*** Data section ***

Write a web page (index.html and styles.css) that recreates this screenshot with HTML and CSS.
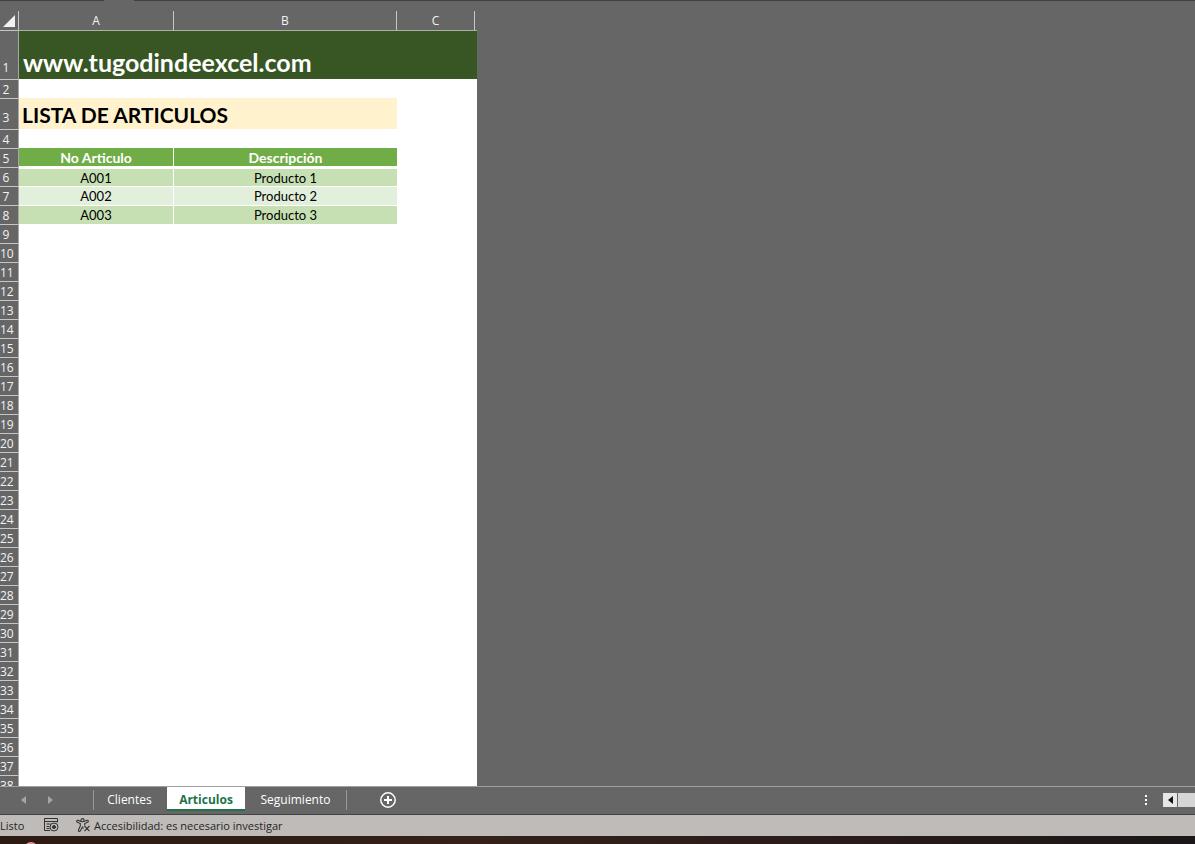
FILE: index.html
```
<!DOCTYPE html>
<html lang="es">
<head>
<meta charset="utf-8">
<title>Lista de articulos</title>
<link rel="stylesheet" href="styles.css">
</head>
<body>
<div class="ribbon-edge"><span class="edge-start"></span><span class="edge-mid"></span><span class="edge-end"></span></div>
<main class="sheet">
<table class="grid">
<colgroup><col class="col-num"><col class="col-a"><col class="col-b"><col class="col-c"><col class="col-end"></colgroup>
<thead>
<tr><th class="corner"><svg width="12" height="12" viewBox="0 0 12 12" aria-hidden="true"><path d="M12 0v12H0z" fill="#f2f2f2"/></svg></th><th>A</th><th>B</th><th>C</th><td></td></tr>
</thead>
<tbody>
<tr class="row-banner"><th>1</th><td colspan="4" class="banner">www.tugodindeexcel.com</td></tr>
<tr><th>2</th><td colspan="4"></td></tr>
<tr class="row-title"><th>3</th><td colspan="2" class="title">LISTA DE ARTICULOS</td><td colspan="2"></td></tr>
<tr><th>4</th><td colspan="4"></td></tr>
<tr class="head"><th>5</th><td>No Articulo</td><td>Descripción</td><td colspan="2"></td></tr>
<tr class="item first"><th>6</th><td>A001</td><td>Producto 1</td><td colspan="2"></td></tr>
<tr class="item light"><th>7</th><td>A002</td><td>Producto 2</td><td colspan="2"></td></tr>
<tr class="item"><th>8</th><td>A003</td><td>Producto 3</td><td colspan="2"></td></tr>
<tr><th>9</th><td colspan="4"></td></tr>
<tr><th>10</th><td colspan="4"></td></tr>
<tr><th>11</th><td colspan="4"></td></tr>
<tr><th>12</th><td colspan="4"></td></tr>
<tr><th>13</th><td colspan="4"></td></tr>
<tr><th>14</th><td colspan="4"></td></tr>
<tr><th>15</th><td colspan="4"></td></tr>
<tr><th>16</th><td colspan="4"></td></tr>
<tr><th>17</th><td colspan="4"></td></tr>
<tr><th>18</th><td colspan="4"></td></tr>
<tr><th>19</th><td colspan="4"></td></tr>
<tr><th>20</th><td colspan="4"></td></tr>
<tr><th>21</th><td colspan="4"></td></tr>
<tr><th>22</th><td colspan="4"></td></tr>
<tr><th>23</th><td colspan="4"></td></tr>
<tr><th>24</th><td colspan="4"></td></tr>
<tr><th>25</th><td colspan="4"></td></tr>
<tr><th>26</th><td colspan="4"></td></tr>
<tr><th>27</th><td colspan="4"></td></tr>
<tr><th>28</th><td colspan="4"></td></tr>
<tr><th>29</th><td colspan="4"></td></tr>
<tr><th>30</th><td colspan="4"></td></tr>
<tr><th>31</th><td colspan="4"></td></tr>
<tr><th>32</th><td colspan="4"></td></tr>
<tr><th>33</th><td colspan="4"></td></tr>
<tr><th>34</th><td colspan="4"></td></tr>
<tr><th>35</th><td colspan="4"></td></tr>
<tr><th>36</th><td colspan="4"></td></tr>
<tr><th>37</th><td colspan="4"></td></tr>
<tr><th>38</th><td colspan="4"></td></tr>
</tbody>
</table>
</main>
<nav class="tabs" aria-label="Hojas">
<div class="arrows">
<button type="button" aria-label="Anterior"><svg width="5" height="8" viewBox="0 0 5 8"><path d="M5 0v8L0 4z" fill="#a6a6a6"/></svg></button>
<button type="button" aria-label="Siguiente"><svg width="5" height="8" viewBox="0 0 5 8"><path d="M0 0v8l5-4z" fill="#a6a6a6"/></svg></button>
</div>
<button type="button" class="tab tab-first">Clientes</button>
<button type="button" class="tab active">Articulos</button>
<button type="button" class="tab tab-last">Seguimiento</button>
<button type="button" class="add" aria-label="Hoja nueva"><svg width="18" height="18" viewBox="0 0 18 18" fill="none" stroke="#fff"><circle cx="9" cy="9" r="7.2" stroke-width="1.5"/><path d="M9 5v8M5 9h8" stroke-width="2"/></svg></button>
<div class="scroll">
<svg class="dots" width="2" height="10" viewBox="0 0 2 10" fill="#fff"><path d="M0 0h2v2H0zM0 4h2v2H0zM0 8h2v2H0z"/></svg>
<button type="button" class="scroll-left" aria-label="Desplazar a la izquierda"><svg width="5" height="8" viewBox="0 0 5 8"><path d="M5 0v8L0 4z" fill="#111"/></svg></button>
<span class="thumb"></span>
</div>
</nav>
<footer class="status">
<span class="ready">Listo</span>
<svg class="macro" width="15" height="14" viewBox="0 0 15 14" fill="none" stroke="#333"><path d="M6 12.500H.5V.5h13v4M.5 3.500h13M2.500 6h4M2.500 8.500h3M2.500 10.500h3"/><circle cx="10" cy="9" r="4"/><circle cx="10" cy="9" r="1.500" fill="#333"/></svg>
<svg class="person" width="15" height="14" viewBox="0 0 15 14" fill="none" stroke="#333" stroke-width="1.100"><circle cx="6.500" cy="2.200" r="1.600"/><path d="M5 3.500 2 2.300C.4 2 .2 3.800 1.500 4.300L4.300 5.500V8L2.500 12c-.3 1.500 1.200 1.900 1.900.8L6.500 9l1 1.500M8 3.500l3-1.200c1.600-.3 1.800 1.500.5 2L8.700 5.500V7.500M8.500 8l5 5.200M13.500 8l-5 5.200"/></svg>
<span>Accesibilidad: es necesario investigar</span>
</footer>
<div class="taskbar"><span class="app"></span></div>
</body>
</html>
```
FILE: styles.css
```
* { box-sizing: border-box; }
body {
  margin: 0;
  height: 100vh;
  display: flex;
  flex-direction: column;
  overflow: hidden;
  background: #666;
  color: #fff;
  font-family: "Open Sans", "Noto Sans", sans-serif;
  font-size: 12px;
}
button {
  margin: 0;
  padding: 0;
  border: 0;
  background: none;
  color: inherit;
  font: inherit;
}
svg { display: block; flex: none; }

.ribbon-edge { display: flex; height: 1px; flex: none; }
.edge-start { width: 104px; background: #404040; }
.edge-mid { width: 30px; }
.edge-end { flex: 1; background: #404040; }

.sheet { flex: 1; min-height: 0; overflow: hidden; padding-top: 10px; }
.grid { width: 477px; table-layout: fixed; border-collapse: separate; border-spacing: 0; }
.col-num { width: 19px; }
.col-a { width: 155px; }
.col-b { width: 223px; }
.col-c { width: 78px; }
.col-end { width: 2px; }
.grid th, .grid td { padding: 0; line-height: 16px; }
.grid th { font-weight: 400; color: #f2f2f2; }
.grid thead th { height: 19px; border-right: 1px solid #c6c6c6; }
.grid .corner { vertical-align: bottom; padding: 0 0 3px 3px; }
.grid tbody tr { height: 19px; }
.grid tbody th {
  background: #666;
  border-top: 1px solid #c6c6c6;
  border-right: 1px solid #a6a6a6;
  text-align: center;
  vertical-align: bottom;
  padding: 2px 6px 0 0;
  white-space: nowrap;
}
.grid .row-banner th, .grid .row-title th { padding-bottom: 3px; }
.grid tbody td { background: #fff; color: #000; font-family: Lato, sans-serif; font-size: 13px; }
.grid .row-banner { height: 49px; }
.grid .row-title { height: 31px; }
.grid .banner {
  background: #375623;
  border-top: 1px solid #a9b3a2;
  color: #fff;
  font-size: 25px;
  font-weight: 700;
  line-height: 32px;
  padding: 0 0 1px 4px;
  vertical-align: bottom;
}
.grid .title {
  background: #fff2cc;
  font-size: 21px;
  font-weight: 700;
  line-height: 28px;
  padding: 2px 0 0 3px;
}
.head td:nth-child(-n+3), .item td:nth-child(-n+3) { text-align: center; }
.grid td:nth-child(2):not([colspan]) { border-right: 1px solid #fff; }
.grid .head td:not([colspan]) { background: #70ad47; color: #fff; font-size: 14px; font-weight: 700; padding-top: 2px; border-bottom: 1px solid #fff; }
.grid .item td:not([colspan]) { background: #c6e0b4; border-top: 1px solid #fff; }
.grid .first td:not([colspan]) { border-top-width: 2px; }
.grid .light td:not([colspan]) { background: #e2efda; }

.tabs { display: flex; flex: none; height: 28px; border-top: 1px solid #a0a0a0; font-size: 12px; }
.arrows { display: flex; align-items: center; gap: 22px; width: 93px; padding-left: 21px; }
.arrows, .scroll { padding-bottom: 1px; }
.tab { height: 20px; margin-top: 3px; line-height: 20px; }
.tab-first { width: 74px; border-left: 1px solid #999; padding-right: 2px; }
.tab.active { width: 78px; height: 24px; margin-top: 0; padding-top: 3px; background: #fff; color: #217346; font-weight: 700; border-bottom: 2px solid #217346; }
.tab-last { width: 102px; border-right: 1px solid #999; }
.add { align-self: center; margin-left: 32px; padding-bottom: 2px; }
.scroll { display: flex; align-items: center; margin-left: auto; }
.dots { margin-right: 16px; }
.scroll-left { display: grid; place-items: center; width: 14px; height: 14px; margin-right: 1px; background: #e6e6e6; }
.thumb { width: 17px; height: 14px; background: #d6d6d6; }

.status {
  display: flex;
  flex: none;
  align-items: center;
  height: 22px;
  padding-bottom: 1px;
  border-top: 1px solid #444;
  background: #bfbbb8;
  color: #262626;
  font-size: 11px;
}
.ready { width: 44px; }
.macro { margin-right: 17px; }
.person { margin-right: 3px; }
.taskbar { flex: none; height: 8px; padding-left: 24px; overflow: hidden; background: linear-gradient(90deg, #2c1a13, #35201a 40%, #1c1618); }
.app { display: block; width: 14px; height: 14px; margin-top: 6px; border-radius: 50%; background: #e8909c; }
```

***

## Problem
Locate each line with the word "index" and copy it.

## Answer to this task
Write a web page (index.html and styles.css) that recreates this screenshot with HTML and CSS.
FILE: index.html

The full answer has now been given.